The three winners play Saturday night at 7:30.


Can’t say there’s much more going on. But if you haven’t been yet, head to City Art for “Perceptual Painters,” the Robert Courtright collage show and the historic ceramics show at the S.C. State Museum.

It might also be a good time to hit the road for art.

If you have the misfortune of being in Myrtle Beach, you can at least take in the last series that Georgia native Benny Andrews created. These collage/paintings are based on the life of John Lewis, the Civil Rights pioneer who has been a Congressman for two decades. The show is a tribute to two great men – and to the museum, which has done some amazing shows lately.

The show is at the Myrtle Beach Art Museum through Oct. 4.

Paintings by the late Larry Connatser, who lived in Georgia most of his life, can be seen at the Morris Museum of Art in Augusta. Connatser created paintings with an intricate design composed of hundreds of tiny dots. It’s up through Aug. 16.

Connaster earned a degree in literature, but was a self-taught artist. The Morris Museum’s considerable holding of work by self-taught artists is on display in Stories to Tell, Memories to Keep: Folk Art in the South.” In the show are pieces by some of the giants: Lonnie Holley, Bessie Harvey, Nellie Mae Rowe and Bill Traylor.Through Aug. 30.

The Mint Museum of Art in Charlotte has borrowed a batch of works by the likes of Degas (at left "Dancer in Green"), Gauguin, Giacometti, Kandinsky, Matisse, Monet, O'Keeffe, Picasso, Pissarro, Rodin and others who need only one name from the New Orleans Museum of Art.

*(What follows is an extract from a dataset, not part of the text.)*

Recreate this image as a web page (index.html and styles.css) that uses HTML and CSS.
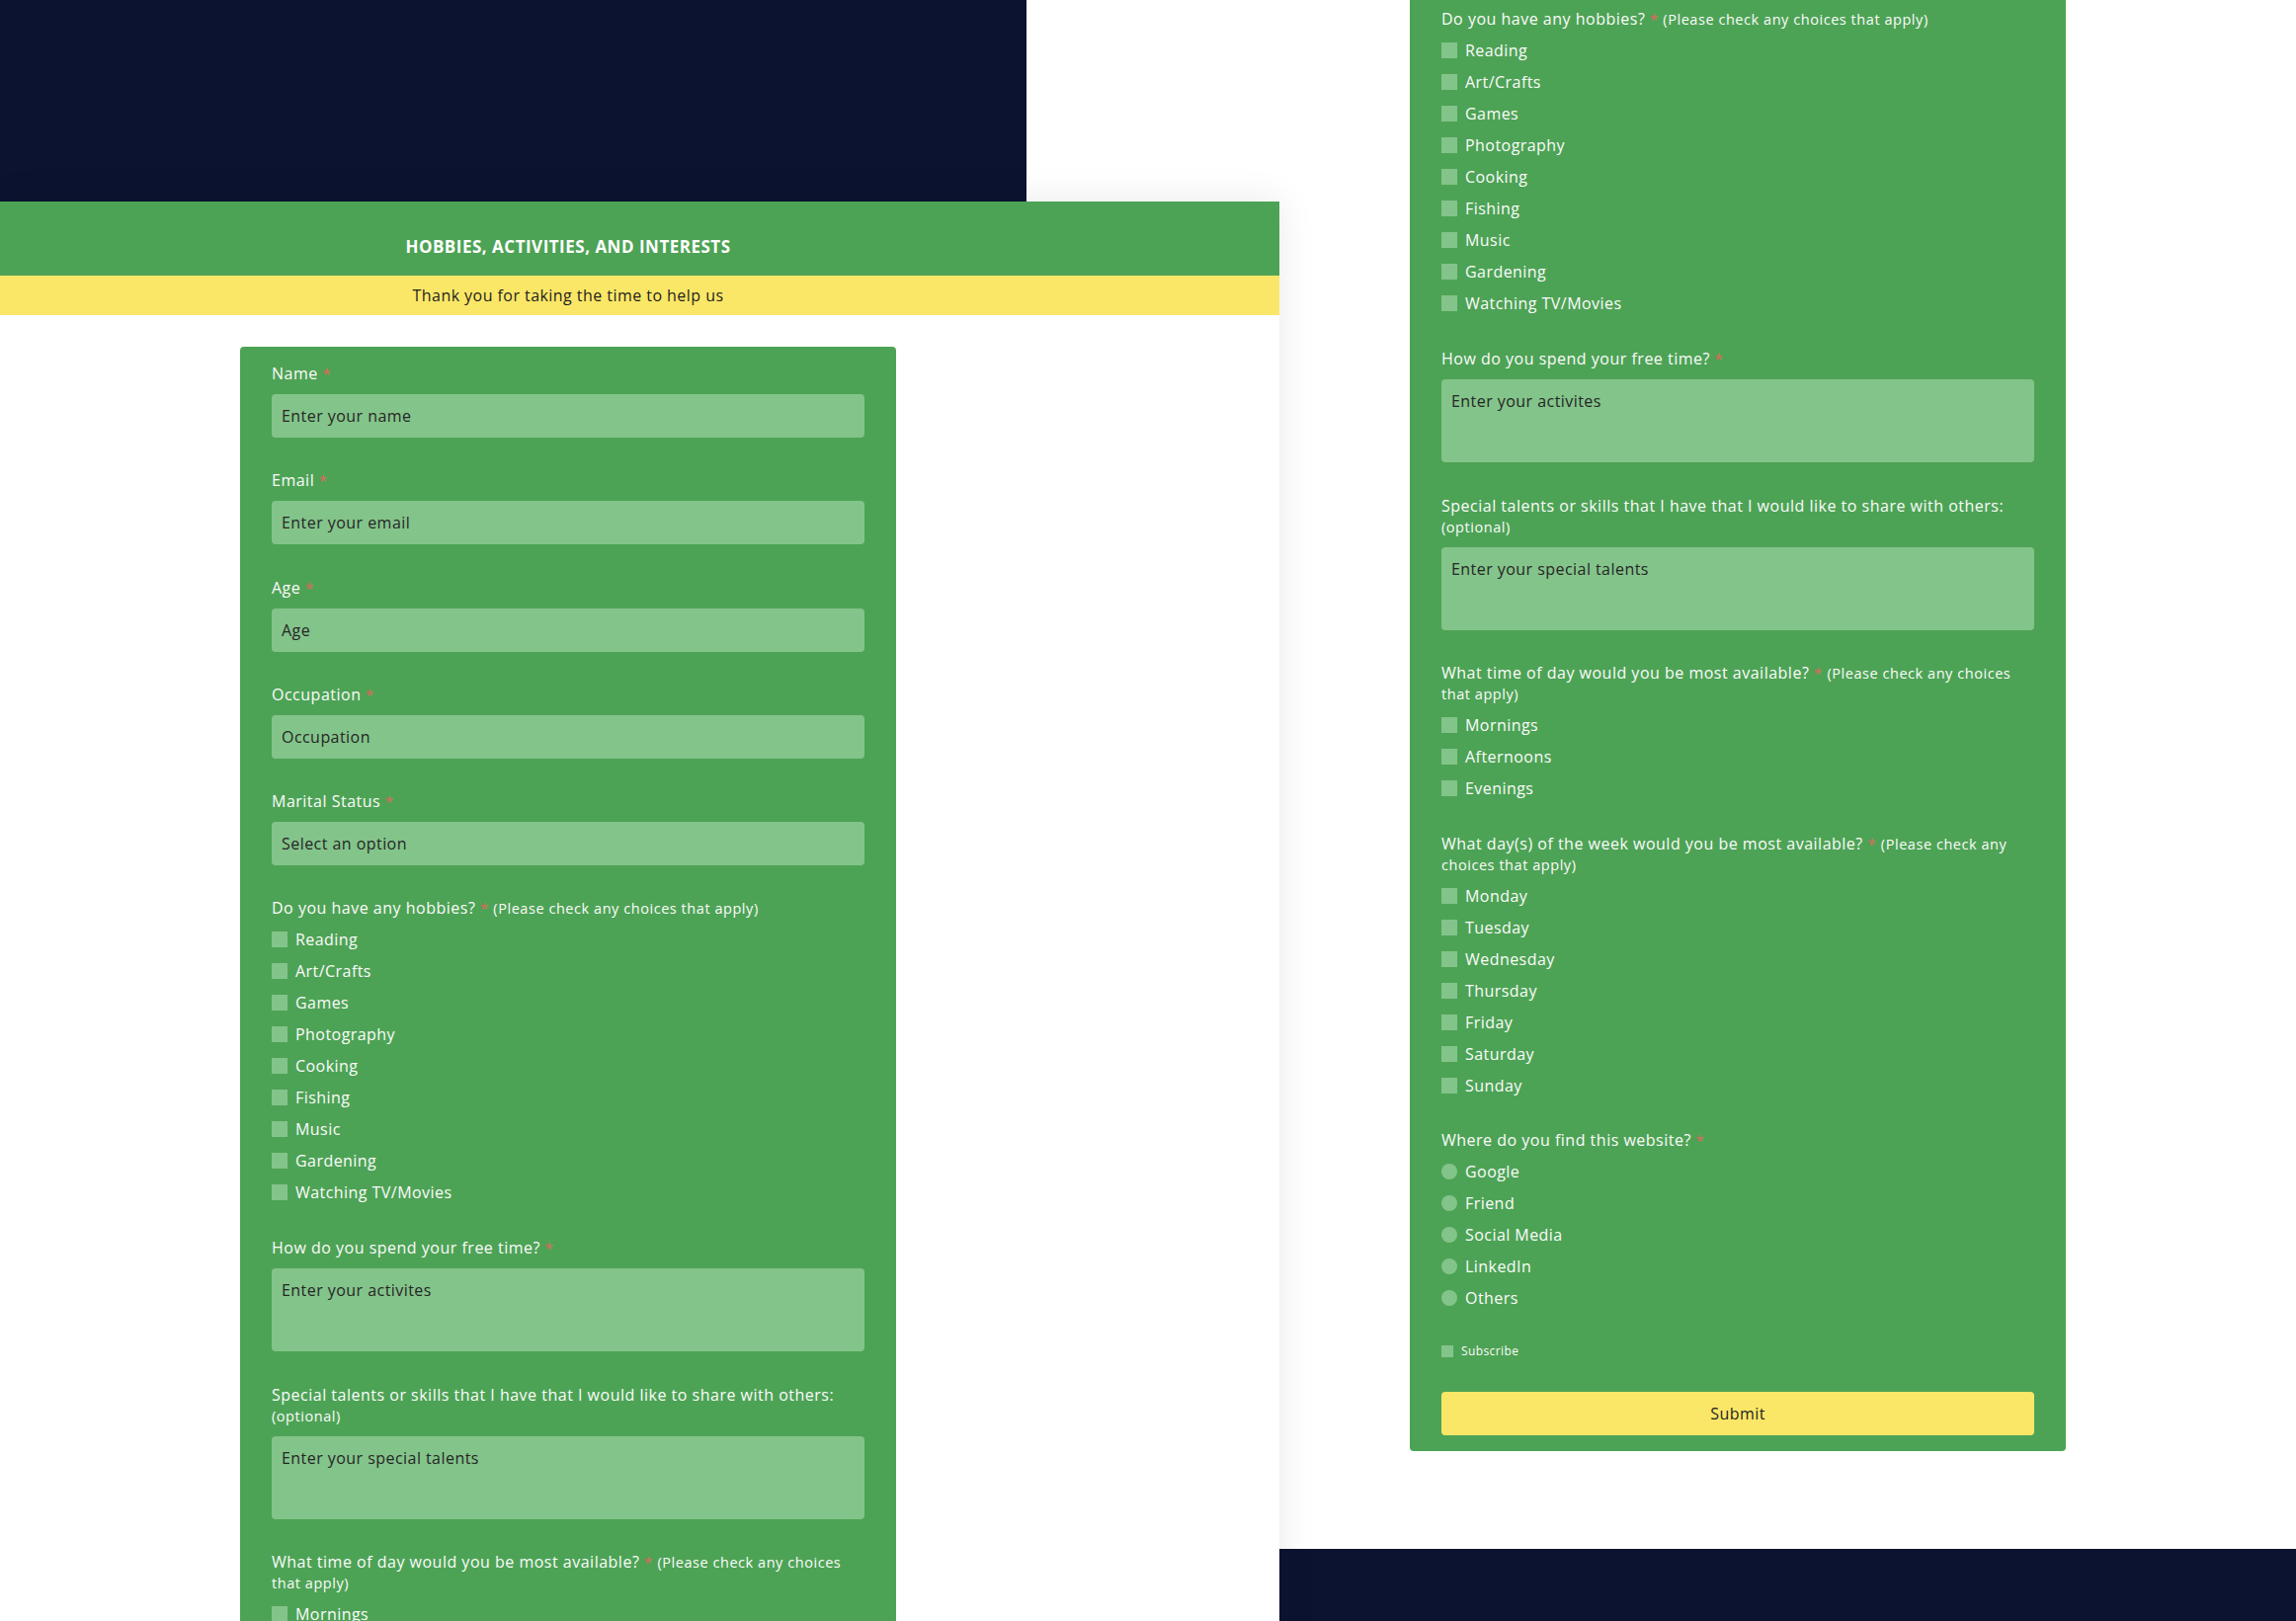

The show which covers a couple hundred years of European and American art is on display through June 21.

An exhibition of figurative wooden sculptures by North Carolina artist Bob Trotman are also at the museum. He’s a really remarkable craftsman who does some very strange things with old trees and people. This is also a timely show titled “Business As Usual Takes On Corporate Culture.” Perfect for the home of Bank of America, or as I always call it, Big Ass Bank. Through Nov. 14.